Ese descrédito de los “grandes relatos” y ese descubrimiento de la importancia axial de los “pequeño relatos” es lo que lleva a estilos culturales absolutamente delirantes. En el episodio 3 de la cuarta temporada de la popular serie Seinfeld, la comedia de situación creada por Larry David en (1989-1998), unos ejecutivos proponen al protagonista la creación de una serie de televisión, pero parece no se le ocurre ninguna idea. Sin embargo, su amigo, George Constanza, le propone realizar una serie que no trate de nada. ¿De qué? De nada, sin argumento, ¿por qué debe de haber un argumento? ¿por qué un guion? ¿por qué una temática? La idea es realizar una serie que no trate de nada… La serie, por supuesto, fracasa, pero los directivos de la NBC la asumen como excelente. El episodio está inspirado en la sonata 4,33 para piano de John Cage. El pianista aparece en el escenario, lleva frac y se sienta ante un piano de cola. Todo induce a pensar que va a tocar algo. Sin embargo, se limita a abrir el piano, colocarse las gafas para leer la partitura y poner en marcha un reloj. En varias ocasiones parece como si iniciara la sonata, pero pasan los minutos y no ocurre nada. Finalmente, cuando se cumplen 4 minutos y 33 segundos, cierra el piano, se levanta, saluda al pública y desaparece. Es aplaudido por los espectadores. El pianista, por cierto, es William Marx, primer hijo de Harpo Marx, pianista, arreglista y compositor, en 1992 recibió el premio al pianista más popular de Los Ángeles. Como siempre, en todo esto no hay nada nuevo: en 1969, Tony Leblanc apareció en un programa de humor con una manzana y un cuchillo. Se limitó a pelar la manzana y comérsela sin decir ni una sola palabra. Cuando hubo terminado cinco minutos después, se inclinó ante el público: su actuación había terminado.
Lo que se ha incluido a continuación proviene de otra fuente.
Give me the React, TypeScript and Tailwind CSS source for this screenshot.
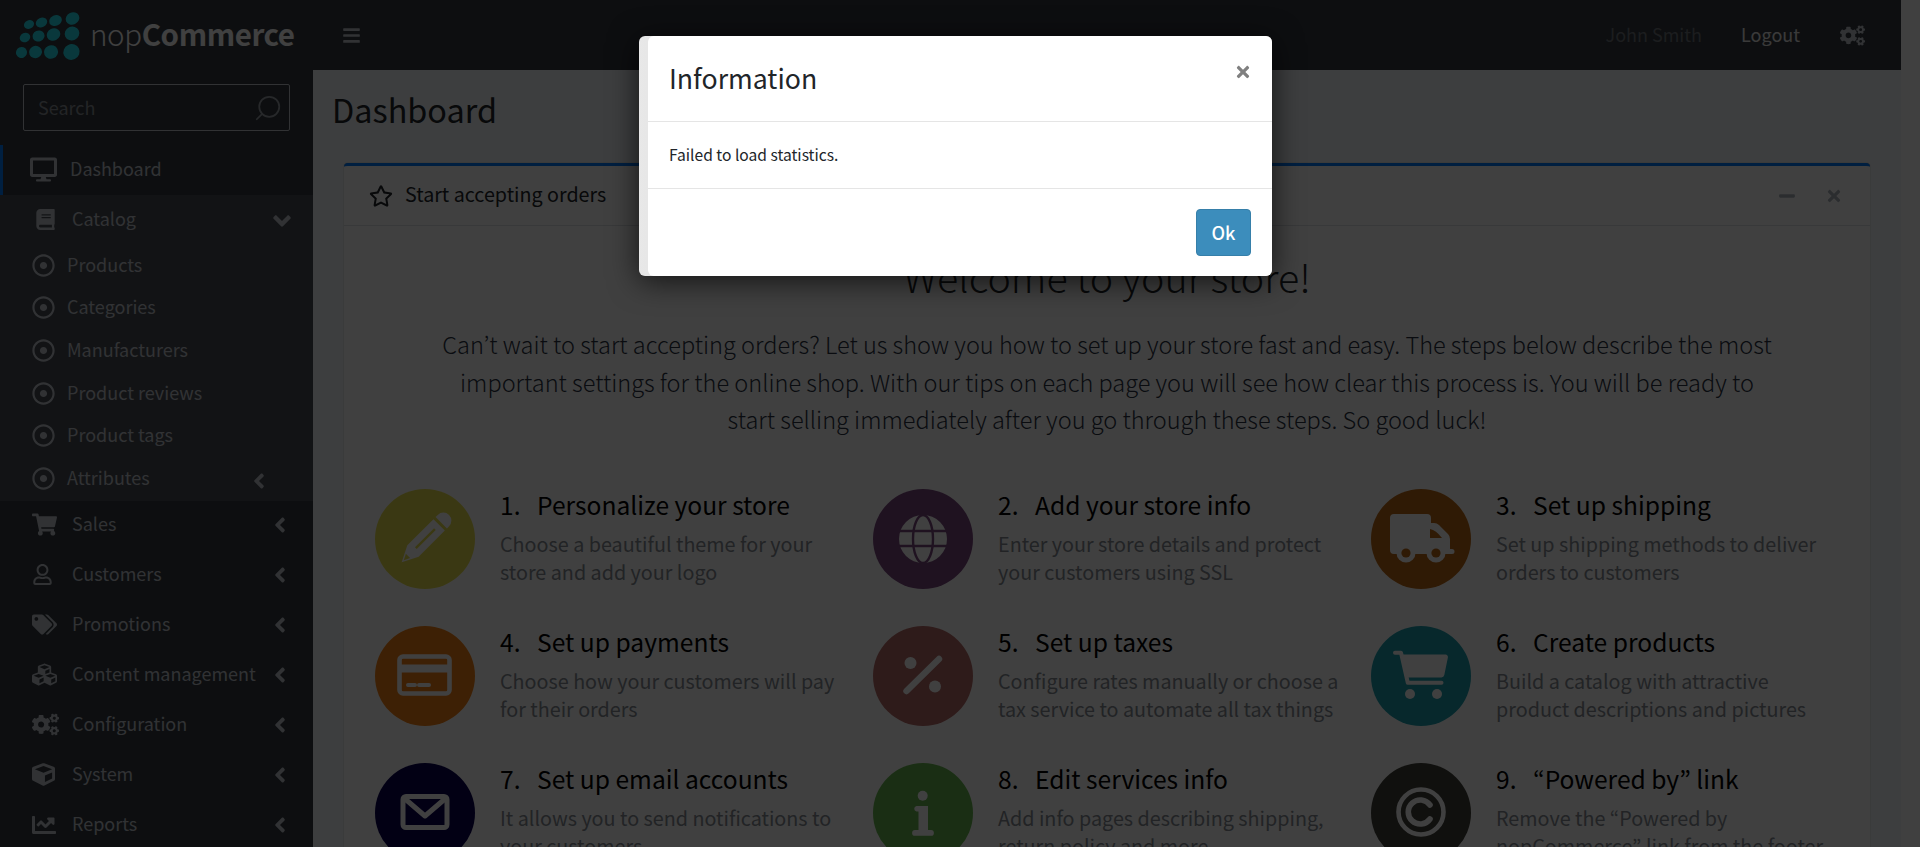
import React from 'react';
import { Search } from 'lucide-react';
import {
  FaAngleDown, FaAngleLeft, FaBars, FaBook, FaChartLine, FaCogs, FaCube, FaCubes, FaDesktop,
  FaMinus, FaRegDotCircle, FaRegStar, FaRegUser, FaShoppingCart, FaTags, FaTimes,
} from 'react-icons/fa';

const menuAfter = [
  { label: 'Sales', icon: <FaShoppingCart size={25} /> },
  { label: 'Customers', icon: <FaRegUser size={21} /> },
  { label: 'Promotions', icon: <FaTags size={25} /> },
  { label: 'Content management', icon: <FaCubes size={25} /> },
  { label: 'Configuration', icon: <FaCogs size={27} /> },
  { label: 'System', icon: <FaCube size={23} /> },
  { label: 'Reports', icon: <FaChartLine size={24} /> },
];

const subItems = ['Products', 'Categories', 'Manufacturers', 'Product reviews', 'Product tags', 'Attributes'];

function Logo() {
  const dots = [
    [29, 24.5, 5.2, 4.2], [41.5, 22.5, 5.9, 4.7], [55.5, 20.5, 6.5, 5.3], [72.5, 18.5, 7, 6],
    [25, 37.5, 5.4, 4.6], [38.5, 36, 6.1, 5.4], [53.5, 34.5, 6.9, 6.1], [72, 33.5, 7.4, 6.8],
    [21.5, 52.5, 5.6, 5.4], [35.5, 52, 6.5, 6.1], [51, 52, 7.1, 6.7], [71.5, 52, 8.2, 7.8],
  ];
  return (
    <svg width="85" height="70" viewBox="0 0 85 70">
      {dots.map(([cx, cy, rx, ry], i) => (
        <ellipse key={i} cx={cx} cy={cy} rx={rx} ry={ry} fill="#26e0f0" transform={`rotate(-25 ${cx} ${cy})`} />
      ))}
    </svg>
  );
}

function PencilIcon({ bg }: { bg: string }) {
  return (
    <g transform="translate(50 50) rotate(45)">
      <path d="M-8 -26 a8 8 0 0 1 16 0 v3 h-16 z M-8 -20 h16 v37 l-8 16 l-8 -16 z" fill="#fff" />
      <path d="M0 -14 v27" stroke={bg} strokeWidth="2.4" />
      <path d="M-3 24 h6 l-3 6 z" fill={bg} />
    </g>
  );
}

function GlobeIcon({ bg }: { bg: string }) {
  return (
    <g>
      <circle cx="50" cy="50" r="24" fill="#fff" />
      <ellipse cx="50" cy="50" rx="10" ry="24" fill="none" stroke={bg} strokeWidth="2.4" />
      <path d="M26 42 h48 M26 57 h48" stroke={bg} strokeWidth="2.4" />
    </g>
  );
}

function TruckIcon({ bg }: { bg: string }) {
  return (
    <g>
      <path d="M23 25 h33 a4 4 0 0 1 4 4 v5 h3 q3 0 5 2 l9 9 q2 2 2 5 v10 h2 a2.5 2.5 0 0 1 0 5 h-58 a4 4 0 0 1 -4 -4 v-32 a4 4 0 0 1 4 -4 z" fill="#fff" />
      <path d="M59 40 q6 1 12 9 h-12 z" fill={bg} />
      <circle cx="35" cy="64" r="9.5" fill="#fff" />
      <circle cx="65" cy="64" r="9.5" fill="#fff" />
      <circle cx="35" cy="64" r="4.6" fill={bg} />
      <circle cx="65" cy="64" r="4.6" fill={bg} />
    </g>
  );
}

function CardIcon() {
  return (
    <g fill="none" stroke="#fff">
      <rect x="24.5" y="30.5" width="50" height="37" rx="3.5" strokeWidth="4.6" />
      <path d="M24 42.5 h51" strokeWidth="8" />
      <path d="M33 59 h7 M44 59 h10" strokeWidth="4" strokeLinecap="round" />
    </g>
  );
}

function PercentIcon() {
  return (
    <g fill="#fff">
      <circle cx="37.5" cy="37" r="6" />
      <circle cx="62" cy="60.5" r="6" />
      <path d="M66 33 L33.5 65" stroke="#fff" strokeWidth="6.4" strokeLinecap="round" />
    </g>
  );
}

function CartIcon() {
  return (
    <g fill="#fff">
      <path d="M30 28.5 h44.5 a2.5 2.5 0 0 1 2.4 3 l-3.6 17.5 a3 3 0 0 1 -3 2.4 h-33.5 z" />
      <path d="M24 26.8 h6 l6.8 30 h33.7" fill="none" stroke="#fff" strokeWidth="4" strokeLinecap="round" strokeLinejoin="round" />
      <circle cx="39" cy="68" r="5" />
      <circle cx="66" cy="68" r="5" />
    </g>
  );
}

function MailIcon() {
  return (
    <g fill="none" stroke="#fff" strokeWidth="5">
      <rect x="28" y="33.5" width="44" height="31" rx="3" />
      <path d="M29 35 L50 53 L71 35" strokeLinejoin="round" />
    </g>
  );
}

function InfoIcon() {
  return (
    <g fill="#fff">
      <circle cx="49.7" cy="32.7" r="5" />
      <path d="M43.5 43 h11.5 v24 h3 a2.8 2.8 0 0 1 0 5.8 h-16 a2.8 2.8 0 0 1 0 -5.8 h3.5 v-18.5 h-2 a2.8 2.8 0 0 1 0 -5.5 z" />
    </g>
  );
}

function CopyrightIcon() {
  return (
    <g fill="none" stroke="#fff">
      <circle cx="50" cy="49" r="22.5" strokeWidth="4.6" />
      <path d="M59 42 a12 12 0 1 0 0 14" strokeWidth="5.6" strokeLinecap="round" />
    </g>
  );
}

const steps = [
  { n: '1.', title: 'Personalize your store', lines: ['Choose a beautiful theme for your', 'store and add your logo'], bg: '#e8e04c', Icon: PencilIcon },
  { n: '2.', title: 'Add your store info', lines: ['Enter your store details and protect', 'your customers using SSL'], bg: '#7c4880', Icon: GlobeIcon },
  { n: '3.', title: 'Set up shipping', lines: ['Set up shipping methods to deliver', 'orders to customers'], bg: '#bc6814', Icon: TruckIcon },
  { n: '4.', title: 'Set up payments', lines: ['Choose how your customers will pay', 'for their orders'], bg: '#f48014', Icon: CardIcon },
  { n: '5.', title: 'Set up taxes', lines: ['Configure rates manually or choose a', 'tax service to automate all tax things'], bg: '#b86c68', Icon: PercentIcon },
  { n: '6.', title: 'Create products', lines: ['Build a catalog with attractive', 'product descriptions and pictures'], bg: '#1ca0b0', Icon: CartIcon },
  { n: '7.', title: 'Set up email accounts', lines: ['It allows you to send notifications to', 'your customers'], bg: '#080050', Icon: MailIcon },
  { n: '8.', title: 'Edit services info', lines: ['Add info pages describing shipping,', 'return policy and more'], bg: '#68b850', Icon: InfoIcon },
  { n: '9.', title: '“Powered by” link', lines: ['Remove the “Powered by', 'nopCommerce” link from the footer'], bg: '#404038', Icon: CopyrightIcon },
];

export default function App() {
  return (
    <div className="relative h-[847px] overflow-hidden bg-white font-['Noto_Sans_CJK_KR',sans-serif] text-[18px] text-[#212529]">
      <div className="w-[1901px]">
        {/* top bar */}
        <header className="flex h-[70px] items-center bg-[#343a40]">
          <div className="flex w-[313px] items-center">
            <Logo />
            <span className="ml-[5px] pb-[2px] text-[29.5px] leading-none tracking-[-0.4px] text-white">
              <span className="font-light">nop</span><span className="font-bold">Commerce</span>
            </span>
          </div>
          <FaBars size={19} className="ml-[29px] text-[#c2c7d0]" />
          <div className="ml-auto flex items-center pr-[36px]">
            <span className="pb-[2px] text-[#6f757b]">John Smith</span>
            <span className="ml-[39px] pb-[2px] text-[#e8e8e8]">Logout</span>
            <FaCogs size={25} className="ml-[40px] text-[#c2c7d0]" />
          </div>
        </header>

        <div className="flex h-[777px]">
          {/* sidebar */}
          <aside className="w-[313px] shrink-0 bg-[#343a40] text-[#c2c7d0]">
            <div className="px-[23px] py-[14px]">
              <div className="flex h-[47px] w-[267px] items-center justify-between rounded-[2px] border border-[#c2c7d0] pl-[14px] pr-[6px] text-[#8a9097]">
                <span>Search</span>
                <Search size={30} strokeWidth={1.4} className="-scale-x-100 text-[#9aa0a8]" />
              </div>
            </div>
            <div className="flex h-[50px] items-center border-l-[3px] border-[#007bff] pb-[2px] pl-[27px]">
              <FaDesktop size={27} className="shrink-0" />
              <span className="ml-[13px] pb-[2px]">Dashboard</span>
            </div>
            <div className="bg-[#484d54]">
              <div className="flex h-[50px] items-center pb-[2px] pl-[35px] pr-[17px]">
                <FaBook size={21} className="shrink-0" />
                <span className="ml-[16px] pb-[2px]">Catalog</span>
                <FaAngleDown size={28} className="ml-auto mt-[4px]" />
              </div>
              {subItems.map((s) => (
                <div key={s} className="flex h-[42.6px] items-center pb-[2px] pl-[32px] pr-[42px]">
                  <FaRegDotCircle size={23} className="shrink-0" />
                  <span className="ml-[12px] pb-[2px]">{s}</span>
                  {s === 'Attributes' && <FaAngleLeft size={24} className="ml-auto mt-[5px]" />}
                </div>
              ))}
            </div>
            {menuAfter.map((m) => (
              <div key={m.label} className="flex h-[50px] items-center pb-[2px] pr-[21px]">
                <div className="flex w-[72px] shrink-0 items-center pl-[32px]">{m.icon}</div>
                <span className="whitespace-nowrap pb-[2px]">{m.label}</span>
                <FaAngleLeft size={24} className="ml-auto shrink-0" />
              </div>
            ))}
          </aside>

          {/* content */}
          <main className="flex-1 bg-[#f4f6f9] pl-[19px] pt-[17px]">
            <h1 className="text-[32.4px] font-normal leading-[43px]">Dashboard</h1>
            <section className="ml-[12px] mr-[31px] mt-[33px] h-[800px] rounded-[4px] border-t-[3px] border-[#007bff] bg-white shadow-[0_0_1px_rgba(0,0,0,0.5)]">
              <div className="flex h-[60px] items-center border-b border-[#dee2e6] pl-[25px] pr-[27px]">
                <FaRegStar size={24} className="text-[#212529]" />
                <span className="ml-[12px] pb-[3px] text-[19.7px] text-[#212529]">Start accepting orders</span>
                <FaMinus size={18} className="ml-auto text-[#adb5bd]" />
                <FaTimes size={18} className="ml-[29px] text-[#adb5bd]" />
              </div>
              <h2 className="mt-[23px] text-center text-[39.4px] font-light leading-[54px] text-[#212529]">Welcome to your store!</h2>
              <p className="mt-[23px] text-center text-[23.55px] font-light leading-[37.5px] text-[#2a3342]">
                Can’t wait to start accepting orders? Let us show you how to set up your store fast and easy. The steps below describe the most<br />
                important settings for the online shop. With our tips on each page you will see how clear this process is. You will be ready to<br />
                start selling immediately after you go through these steps. So good luck!
              </p>
              <div className="ml-[31px] mt-[50.5px] grid grid-cols-[498px_498px_498px] gap-y-[37px]">
                {steps.map(({ n, title, lines, bg, Icon }) => (
                  <div key={n} className="flex h-[100px]">
                    <svg width="100" height="100" viewBox="0 0 100 100" className="shrink-0">
                      <circle cx="50" cy="50" r="50" fill={bg} />
                      <Icon bg={bg} />
                    </svg>
                    <div className="ml-[25px] -mt-[1px]">
                      <div className="flex h-[32px] items-center text-[24.6px] text-black">
                        <span className="w-[37px]">{n}</span>
                        <span>{title}</span>
                      </div>
                      <div className="mt-[10px] text-[19.75px] leading-[28px] text-[#868c94]">
                        {lines.map((l) => <div key={l} className="whitespace-nowrap">{l}</div>)}
                      </div>
                    </div>
                  </div>
                ))}
              </div>
            </section>
          </main>
        </div>
      </div>

      {/* backdrop and dialog */}
      <div className="absolute inset-0 bg-black/75" />
      <div className="absolute left-[639px] top-[36px] h-[240px] w-[633px] rounded-[6px] bg-gradient-to-r from-[#e8e8e8] to-[#9a9a9a] shadow-[0_5px_30px_rgba(0,0,0,0.7)]">
        <div className="ml-[9px] h-full rounded-[6px] bg-white">
          <div className="relative flex h-[86px] items-center border-b border-[#e5e5e5] pl-[21px]">
            <span className="text-[26.7px] text-[#212529]">Information</span>
            <FaTimes size={18} className="absolute right-[20px] top-[27px] text-[#808080]" />
          </div>
          <div className="flex h-[67px] items-center border-b border-[#e5e5e5] pl-[21px] text-[15.6px] text-[#212529]">
            Failed to load statistics.
          </div>
          <div className="flex justify-end pr-[21px] pt-[20px]">
            <button className="h-[47px] w-[55px] rounded-[4px] border border-[#367fa9] bg-[#3c8dbc] text-[18px] font-medium text-white">Ok</button>
          </div>
        </div>
      </div>
    </div>
  );
}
Estos ejemplos nos muestran la naturaleza del arte post-moderno: el elogio y la exaltación de la nada. La nada, a fin de cuentas, cada uno de ellos es un pequeño relato, tan digno e igual a Las Meninas de Velázquez o al Cristo cósmico de Dalí. Como la lata con excrementos de Piero Manzoni que se adelantó a su tiempo y, en el fondo, definió lo que iba a ser el arte 55 años después. Una vez más, puede decirse que la especulación de ideas ha producido otro monstruo. La muerte de los “grandes relatos” ha abierto el paso a los “pequeños relatos” o a los “no relatos”, tan pequeños que se aproximan a la nada y, en cualquier caso, están instalados en ella.